Connect Confusion in Nomad

Hi, I have some questions and confusion around configuring Connect jobs in Nomad with Consul TLS enabled I’m hoping someone can help with.

First, to keep this post short but provide enough context, here is a gist with Consul agent config, Nomad client config, and a few example Nomad dashboard example connect jobs using bridge mode networking and which provide ingress traefik in different manners to the connect job: gist link.

As mentioned in the comments in the gist, the Hashicorp app versioning for these tests are:

Nomad 1.1.3
Consul 1.10.1 (patched for consul issue 10714)

In the gist, the dashboard-works.hcl file launches a consul connect job in Nomad successfully and utilizes a traefik instance running on another host to provide ingress traefik to the dashboard Connect job.

Questions and points of confusion around this dashboard-works.hcl job:

  • Connect spawns an envoy container for non-native connect jobs, and envoy by default tries to contact the Consul API at a 127.0.0.1 listener within the envoy container.
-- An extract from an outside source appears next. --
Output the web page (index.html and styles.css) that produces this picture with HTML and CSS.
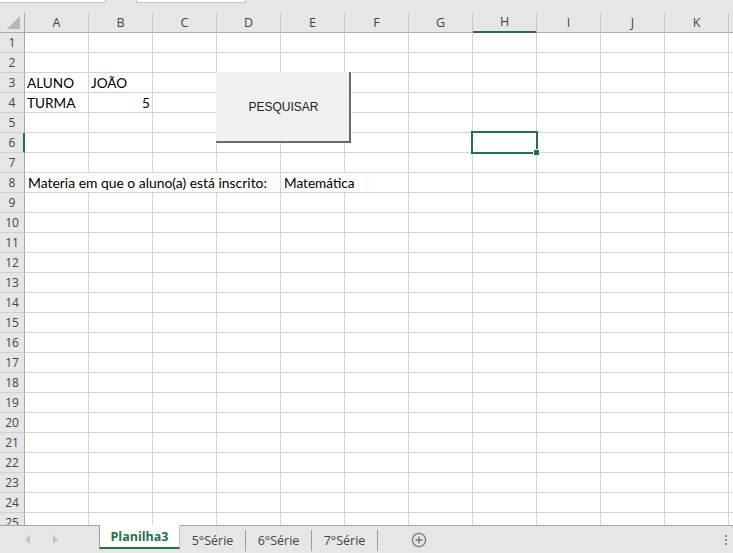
FILE: index.html
```html
<!DOCTYPE html>
<html>
<head>
<meta charset="utf-8">
<link rel="stylesheet" href="styles.css">
</head>
<body>
<div class="app">
  <div class="topbar">
    <div class="box box1"></div>
    <div class="box box2"></div>
  </div>
  <div class="sheet">
    <div class="row head">
      <div class="rh corner"><svg width="14" height="13" viewBox="0 0 14 13"><polygon points="13,0 13,13 0,13" fill="#b7b7b7"/></svg></div>
      <div class="c">A</div><div class="c">B</div><div class="c">C</div><div class="c">D</div><div class="c">E</div><div class="c">F</div><div class="c">G</div><div class="c sel">H</div><div class="c">I</div><div class="c">J</div><div class="c">K</div><div class="c x"></div>
    </div>
    <div class="row"><div class="rh">1</div><div class="c"></div><div class="c"></div><div class="c"></div><div class="c"></div><div class="c"></div><div class="c"></div><div class="c"></div><div class="c"></div><div class="c"></div><div class="c"></div><div class="c"></div><div class="c x"></div></div>
    <div class="row"><div class="rh">2</div><div class="c"></div><div class="c"></div><div class="c"></div><div class="c"></div><div class="c"></div><div class="c"></div><div class="c"></div><div class="c"></div><div class="c"></div><div class="c"></div><div class="c"></div><div class="c x"></div></div>
    <div class="row"><div class="rh">3</div><div class="c">ALUNO</div><div class="c">JOÃO</div><div class="c"></div><div class="c"></div><div class="c"></div><div class="c"></div><div class="c"></div><div class="c"></div><div class="c"></div><div class="c"></div><div class="c"></div><div class="c x"></div></div>
    <div class="row"><div class="rh">4</div><div class="c">TURMA</div><div class="c num">5</div><div class="c"></div><div class="c"></div><div class="c"></div><div class="c"></div><div class="c"></div><div class="c"></div><div class="c"></div><div class="c"></div><div class="c"></div><div class="c x"></div></div>
    <div class="row"><div class="rh">5</div><div class="c"></div><div class="c"></div><div class="c"></div><div class="c"></div><div class="c"></div><div class="c"></div><div class="c"></div><div class="c"></div><div class="c"></div><div class="c"></div><div class="c"></div><div class="c x"></div></div>
    <div class="row"><div class="rh rsel">6</div><div class="c"></div><div class="c"></div><div class="c"></div><div class="c"></div><div class="c"></div><div class="c"></div><div class="c"></div><div class="c"></div><div class="c"></div><div class="c"></div><div class="c"></div><div class="c x"></div></div>
    <div class="row"><div class="rh">7</div><div class="c"></div><div class="c"></div><div class="c"></div><div class="c"></div><div class="c"></div><div class="c"></div><div class="c"></div><div class="c"></div><div class="c"></div><div class="c"></div><div class="c"></div><div class="c x"></div></div>
    <div class="row"><div class="rh">8</div><div class="c span4">Materia em que o aluno(a) está inscrito:</div><div class="c span2">Matemática</div><div class="c"></div><div class="c"></div><div class="c"></div><div class="c"></div><div class="c"></div><div class="c x"></div></div>
    <div class="row"><div class="rh">9</div><div class="c"></div><div class="c"></div><div class="c"></div><div class="c"></div><div class="c"></div><div class="c"></div><div class="c"></div><div class="c"></div><div class="c"></div><div class="c"></div><div class="c"></div><div class="c x"></div></div>
    <div class="row"><div class="rh">10</div><div class="c"></div><div class="c"></div><div class="c"></div><div class="c"></div><div class="c"></div><div class="c"></div><div class="c"></div><div class="c"></div><div class="c"></div><div class="c"></div><div class="c"></div><div class="c x"></div></div>
    <div class="row"><div class="rh">11</div><div class="c"></div><div class="c"></div><div class="c"></div><div class="c"></div><div class="c"></div><div class="c"></div><div class="c"></div><div class="c"></div><div class="c"></div><div class="c"></div><div class="c"></div><div class="c x"></div></div>
    <div class="row"><div class="rh">12</div><div class="c"></div><div class="c"></div><div class="c"></div><div class="c"></div><div class="c"></div><div class="c"></div><div class="c"></div><div class="c"></div><div class="c"></div><div class="c"></div><div class="c"></div><div class="c x"></div></div>
    <div class="row"><div class="rh">13</div><div class="c"></div><div class="c"></div><div class="c"></div><div class="c"></div><div class="c"></div><div class="c"></div><div class="c"></div><div class="c"></div><div class="c"></div><div class="c"></div><div class="c"></div><div class="c x"></div></div>
    <div class="row"><div class="rh">14</div><div class="c"></div><div class="c"></div><div class="c"></div><div class="c"></div><div class="c"></div><div class="c"></div><div class="c"></div><div class="c"></div><div class="c"></div><div class="c"></div><div class="c"></div><div class="c x"></div></div>
    <div class="row"><div class="rh">15</div><div class="c"></div><div class="c"></div><div class="c"></div><div class="c"></div><div class="c"></div><div class="c"></div><div class="c"></div><div class="c"></div><div class="c"></div><div class="c"></div><div class="c"></div><div class="c x"></div></div>
    <div class="row"><div class="rh">16</div><div class="c"></div><div class="c"></div><div class="c"></div><div class="c"></div><div class="c"></div><div class="c"></div><div class="c"></div><div class="c"></div><div class="c"></div><div class="c"></div><div class="c"></div><div class="c x"></div></div>
    <div class="row"><div class="rh">17</div><div class="c"></div><div class="c"></div><div class="c"></div><div class="c"></div><div class="c"></div><div class="c"></div><div class="c"></div><div class="c"></div><div class="c"></div><div class="c"></div><div class="c"></div><div class="c x"></div></div>
    <div class="row"><div class="rh">18</div><div class="c"></div><div class="c"></div><div class="c"></div><div class="c"></div><div class="c"></div><div class="c"></div><div class="c"></div><div class="c"></div><div class="c"></div><div class="c"></div><div class="c"></div><div class="c x"></div></div>
    <div class="row"><div class="rh">19</div><div class="c"></div><div class="c"></div><div class="c"></div><div class="c"></div><div class="c"></div><div class="c"></div><div class="c"></div><div class="c"></div><div class="c"></div><div class="c"></div><div class="c"></div><div class="c x"></div></div>
    <div class="row"><div class="rh">20</div><div class="c"></div><div class="c"></div><div class="c"></div><div class="c"></div><div class="c"></div><div class="c"></div><div class="c"></div><div class="c"></div><div class="c"></div><div class="c"></div><div class="c"></div><div class="c x"></div></div>
    <div class="row"><div class="rh">21</div><div class="c"></div><div class="c"></div><div class="c"></div><div class="c"></div><div class="c"></div><div class="c"></div><div class="c"></div><div class="c"></div><div class="c"></div><div class="c"></div><div class="c"></div><div class="c x"></div></div>
    <div class="row"><div class="rh">22</div><div class="c"></div><div class="c"></div><div class="c"></div><div class="c"></div><div class="c"></div><div class="c"></div><div class="c"></div><div class="c"></div><div class="c"></div><div class="c"></div><div class="c"></div><div class="c x"></div></div>
    <div class="row"><div class="rh">23</div><div class="c"></div><div class="c"></div><div class="c"></div><div class="c"></div><div class="c"></div><div class="c"></div><div class="c"></div><div class="c"></div><div class="c"></div><div class="c"></div><div class="c"></div><div class="c x"></div></div>
    <div class="row"><div class="rh">24</div><div class="c"></div><div class="c"></div><div class="c"></div><div class="c"></div><div class="c"></div><div class="c"></div><div class="c"></div><div class="c"></div><div class="c"></div><div class="c"></div><div class="c"></div><div class="c x"></div></div>
    <div class="row"><div class="rh">25</div><div class="c"></div><div class="c"></div><div class="c"></div><div class="c"></div><div class="c"></div><div class="c"></div><div class="c"></div><div class="c"></div><div class="c"></div><div class="c"></div><div class="c"></div><div class="c x"></div></div>

    <div class="button">PESQUISAR</div>
    <div class="selection"><div class="handle"></div></div>
  </div>
  <div class="tabbar">
    <div class="nav">
      <svg class="arrow" width="6" height="9" viewBox="0 0 6 9"><polygon points="5,0 5,9 0,4.5" fill="#c4c4c4"/></svg>
      <svg class="arrow" width="6" height="9" viewBox="0 0 6 9"><polygon points="0,0 0,9 5,4.5" fill="#c4c4c4"/></svg>
    </div>
    <div class="tab active">Planilha3</div>
    <div class="tab">5°Série</div>
    <div class="tab">6°Série</div>
    <div class="tab">7°Série</div>
    <div class="add"><svg width="16" height="16" viewBox="0 0 16 16"><circle cx="8" cy="8" r="6.6" fill="none" stroke="#7a7a7a" stroke-width="1.3"/><path d="M8 4.5v7M4.5 8h7" stroke="#7a7a7a" stroke-width="1.5"/></svg></div>
    <div class="spacer"></div>
    <div class="dots"><i></i><i></i><i></i></div>
  </div>
</div>
</body>
</html>
```
FILE: styles.css
```css
html, body {
  margin: 0;
  padding: 0;
}
body {
  width: 733px;
  height: 553px;
  overflow: hidden;
  background: #e6e6e6;
  font-family: "Liberation Sans", Arial, sans-serif;
}
.app {
  display: flex;
  flex-direction: column;
  width: 733px;
  height: 553px;
}
.topbar {
  height: 13px;
  display: flex;
  align-items: flex-start;
  flex: none;
}
.box {
  height: 3px;
  box-sizing: border-box;
  background: #fff;
  border: 1px solid #c6c6c6;
  border-top: none;
}
.box1 {
  width: 106px;
  border-left: none;
}
.box2 {
  width: 110px;
  margin-left: 30px;
}
.sheet {
  position: relative;
  height: 512px;
  overflow: hidden;
  background: #fff;
  flex: none;
}
.row {
  display: flex;
  height: 20px;
}
.rh {
  width: 25px;
  flex: none;
  box-sizing: border-box;
  background: #e6e6e6;
  border-right: 1px solid #ababab;
  border-bottom: 1px solid #d0d0d0;
  font-family: "Open Sans", "Liberation Sans", sans-serif;
  font-size: 12px;
  color: #444;
  text-align: center;
  line-height: 19px;
}
.rh.rsel {
  border-right: 2px solid #217346;
  padding-left: 1px;
}
.c {
  width: 64px;
  flex: none;
  box-sizing: border-box;
  border-right: 1px solid #d4d4d4;
  border-bottom: 1px solid #d4d4d4;
  font-family: "Lato", "Liberation Sans", sans-serif;
  font-size: 13.6px;
  color: #000;
  line-height: 20px;
  padding: 0 2px;
  white-space: nowrap;
}
.c.x {
  width: 4px;
  padding: 0;
  border-right: none;
}
.c.num {
  text-align: right;
}
.span4 {
  width: 256px;
  padding-left: 3px;
  font-size: 13.9px;
}
.span2 {
  width: 128px;
  padding-left: 3px;
}
.head .rh,
.head .c {
  background: #e6e6e6;
  border-bottom: 1px solid #ababab;
  border-right: 1px solid #c6c6c6;
  font-family: "Open Sans", "Liberation Sans", sans-serif;
  font-size: 12.5px;
  color: #444;
  text-align: center;
  line-height: 19px;
}
.head .rh {
  border-right: 1px solid #ababab;
}
.head .c.x {
  border-right: none;
}
.corner {
  display: flex;
  align-items: flex-end;
  justify-content: flex-end;
  padding: 0 3px 3px 0;
}
.corner svg {
  display: block;
}
.head .c.sel {
  border-bottom: 2px solid #217346;
  line-height: 18px;
}
.button {
  position: absolute;
  left: 216px;
  top: 59px;
  width: 135px;
  height: 71px;
  box-sizing: border-box;
  background: #f0f0f0;
  border-right: 2px solid #696969;
  border-bottom: 2px solid #696969;
  display: flex;
  align-items: center;
  justify-content: center;
  padding-left: 2px;
  font-family: "Liberation Sans", Arial, sans-serif;
  font-size: 12px;
  color: #222;
}
.selection {
  position: absolute;
  left: 471px;
  top: 118px;
  width: 67px;
  height: 23px;
  box-sizing: border-box;
  border: 2px solid #217346;
}
.handle {
  position: absolute;
  right: -3px;
  bottom: -3px;
  width: 5px;
  height: 5px;
  background: #217346;
  border: 1px solid #fff;
  border-right: none;
  border-bottom: none;
}
.tabbar {
  height: 28px;
  box-sizing: border-box;
  border-top: 1px solid #a6a6a6;
  display: flex;
  align-items: stretch;
  flex: none;
  font-family: "Open Sans", "Liberation Sans", sans-serif;
  font-size: 12.5px;
  color: #444;
}
.nav {
  width: 99px;
  display: flex;
  align-items: center;
  gap: 22px;
  padding-left: 25px;
  box-sizing: border-box;
}
.arrow {
  display: block;
}
.tab {
  width: 66px;
  box-sizing: border-box;
  display: flex;
  align-items: center;
  justify-content: center;
  height: 21px;
  margin-top: 4px;
  border-right: 1px solid #9c9c9c;
}
.tab.active {
  width: 81px;
  height: 24px;
  margin-top: -1px;
  background: #fff;
  border-left: 1px solid #9c9c9c;
  border-right: 1px solid #c6c6c6;
  border-bottom: 2px solid #217346;
  color: #217346;
  font-weight: bold;
  padding-top: 1px;
}
.add {
  width: 82px;
  display: flex;
  align-items: center;
  justify-content: center;
}
.add svg {
  display: block;
}
.spacer {
  flex: 1;
}
.dots {
  width: 8px;
  display: flex;
  flex-direction: column;
  justify-content: center;
  gap: 2px;
}
.dots i {
  display: block;
  width: 2px;
  height: 2px;
  background: #8a8a8a;
}
```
Most documentation I’ve read around Nomad and Connect jobs doesn’t override the default address for the consul listener, but I’ve been unable to bind a consul api listener inside the container regardless of what combination of consul addresses.http, bind_addr or client_addr config I use. Shouldn’t I be able to do this so I don’t need to override the CONSUL_HTTP_ADDR and CONSUL_GRPC_ADDR params inside the container to point to the host IP instead, like I’m currently doing in the gist files?
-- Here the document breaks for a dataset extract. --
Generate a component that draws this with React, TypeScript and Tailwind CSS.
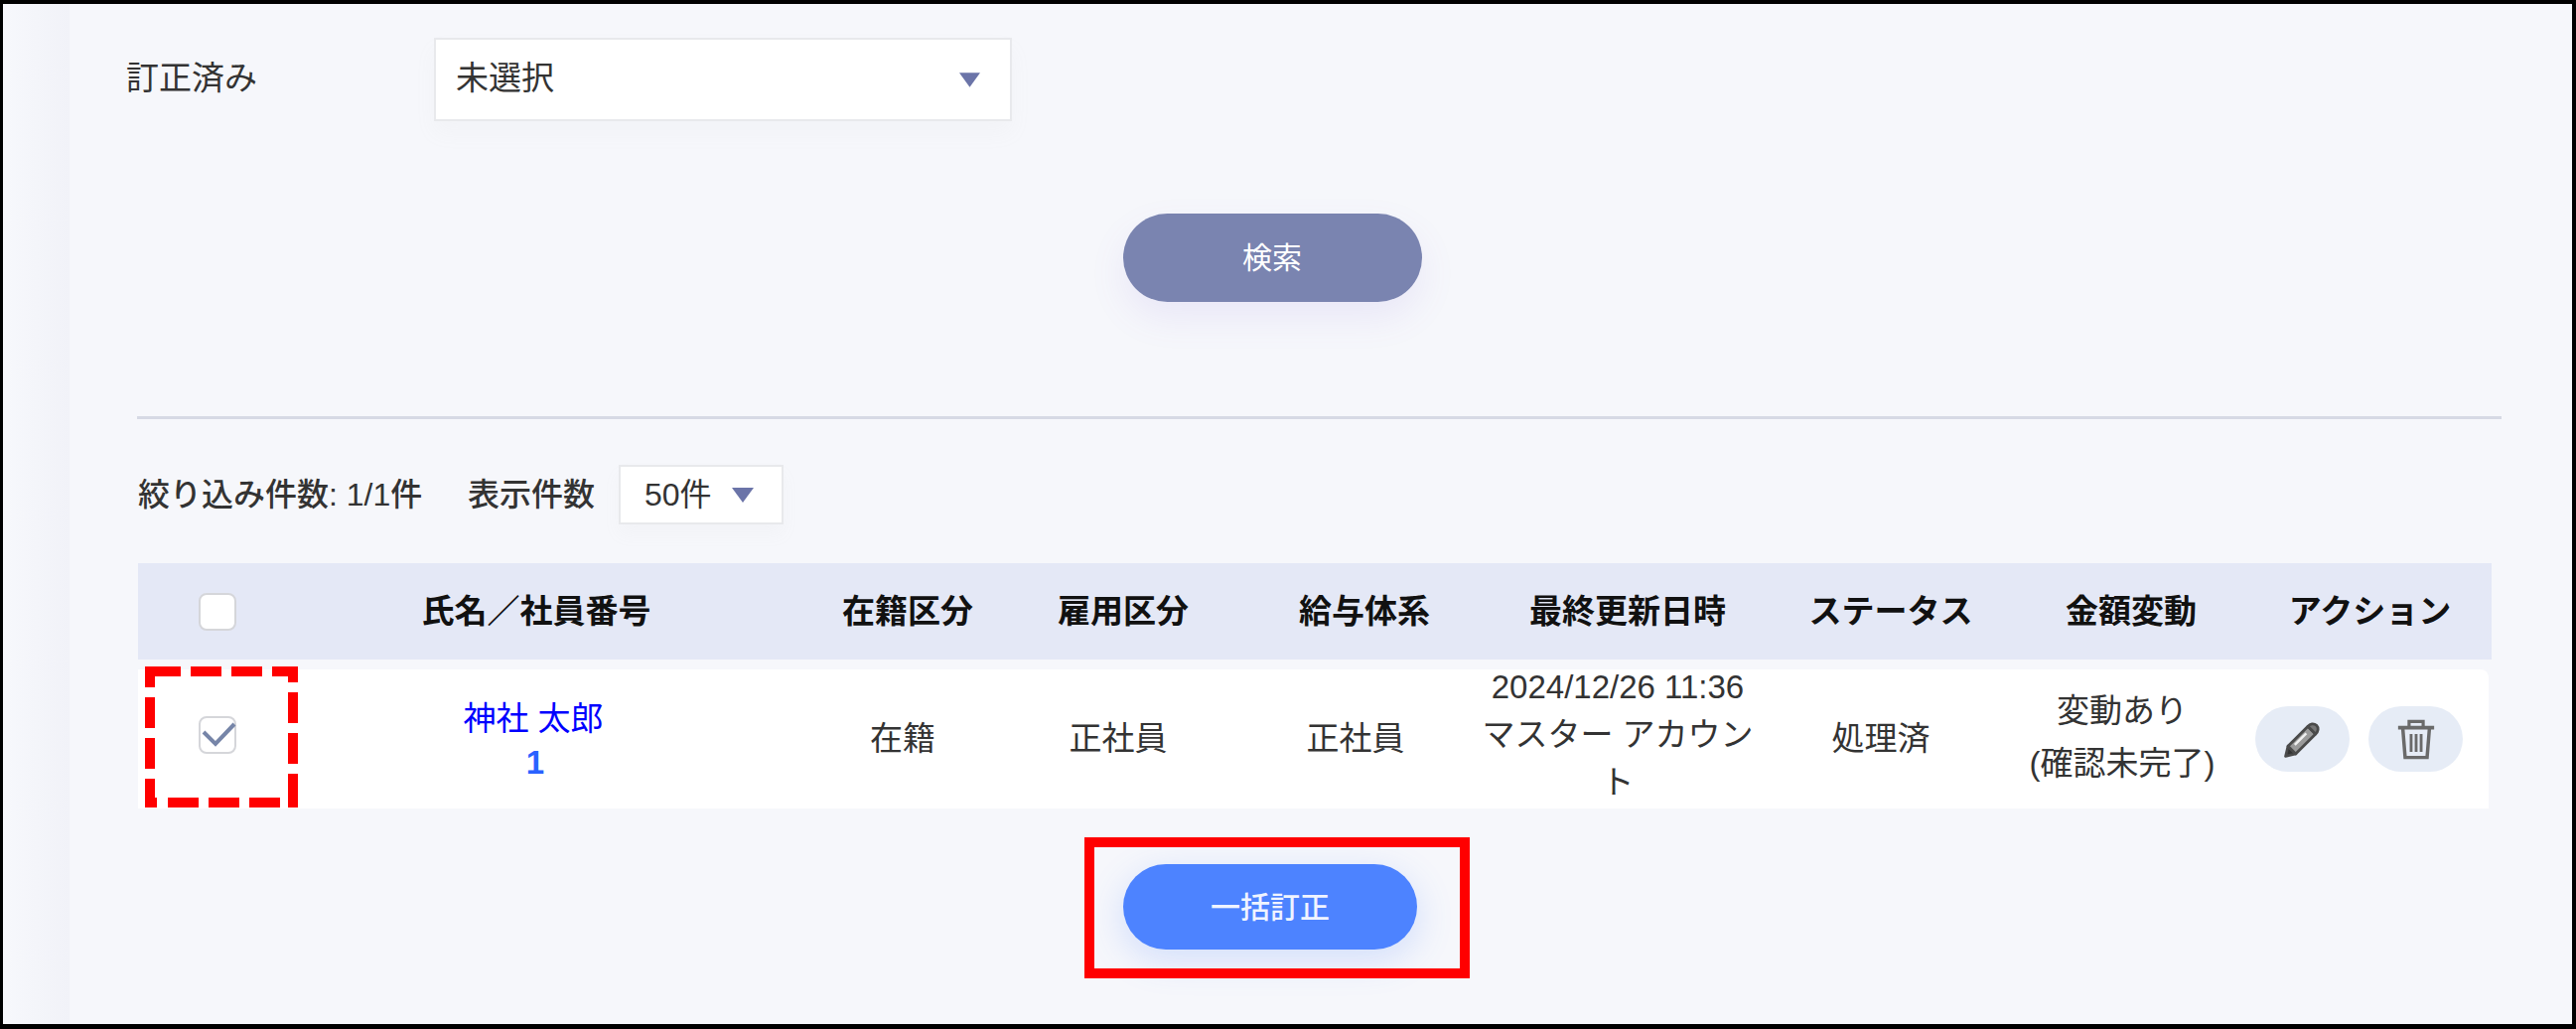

  • The only way this job currently works is by injecting a Consul root token into the Nomad agent config, which is obviously not desirable. I have read in some issues that injecting an env var of CONSUL_HTTP_TOKEN with sufficient privileges will also work (ie: the same env stanza as the CONSUL_HTTP_ADDR overrides mentioned above), but setting the Consul master token there does not allow the job to work. When the job does not work because a Consul master token is not provided, various gRPC xDS errors are logged to both the consul agent and envoy container stderr, respectively, seen in this gist comment. So I’m trying to figure out what permissions are required to make this job work without having to inject a Consul master token. I tried setting the consul default token to have as permissive policies as possible to determine what permission is needed, but it still throws errors even when allowing write to “” of agent, event, key, node, query, service, session prefixes. Any help figuring out what acl config is needed or being overlooked would be awesome!

Finally, after getting the basic dashboard Connect job to work with the notes mentioned above, I wanted to use a traefik ingress from a standalone host running traefik as a systemd service to provide load to the connect dashboard job. I was able to get this working as shown in the dashboard-works.hcl job by creating an ingress Consul service tagged for traefik that specifically sets the http router to use the dashboard connect consul service. This works, but I don’t think is actually the way the traefik/Nomad-connect integration is intended to work.

I think the intended way is to do as shown in dashboard-direct.hcl where the count-dashboard service simply sets it’s own traefik Host tag. However, this results in 404. Similarly, trying an embedded traefik ingress doesn’t fully work either. More details in the first comment of the gist. I’m confused on why these don’t seem to be working properly.

Comments on any of these issues or points of confusion are welcome, thanks!
John

1 Like

Thanks to @blake for pointing out the issue and patch for the dashboard-embedded.hcl websockets problems, now solved after patching. One point of confusion gone! :slight_smile:

Resolved most of the issues mentioned above with the following changes from the PR here:

  • Patches consul envoy http protocol upgrade issue (modified patch from consul PR: 9639).
  • Patches consul 1.10.1 for connect listener issue (patch from consul PR 10714).
  • Configs nomad clients to use consul TLS for connect (eliminates passing TLS certs to envoy sidecar and also seemed to fix the dashboard-direct.hcl standalone traefik ingress to dashboard service problem).

Now just one issue seems to remain:

  • We specifically avoid passing a consul token into nomad clients because of nomad issue 9813 and instead make use of the consul default token which is utilized when the nomad consul token config is a blank string.
  • In the case of connect jobs, the consul default token does not get utilized in creating the envoy_bootstrap.json script and injection of the corresponding consul service identities, resulting in the Error handling ADS delta stream errors mentioned above.
  • If a consul default token is provided in the nomad client config consul stanza, it the connect job works as expected. This seems to be a break from the expected behavior of consul default token being utilized where needed when no token is provided in the nomad client config consul stanza.
  • A short term workaround is to manually inject a token into the envoy bootstrap configuration. An example of this is the dashboard-token-injection.hcl file, which is a bit hacky, but works.
  • Trying to avoid this workaround, and instead inject a consul token into the env with CONSUL_HTTP_TOKEN was also attempted in different ways (at the job level, at the task level, from within the envoy sidecar env), didn’t work: those env vars don’t get utilized for the consul mesh service identity creation of the si_token file.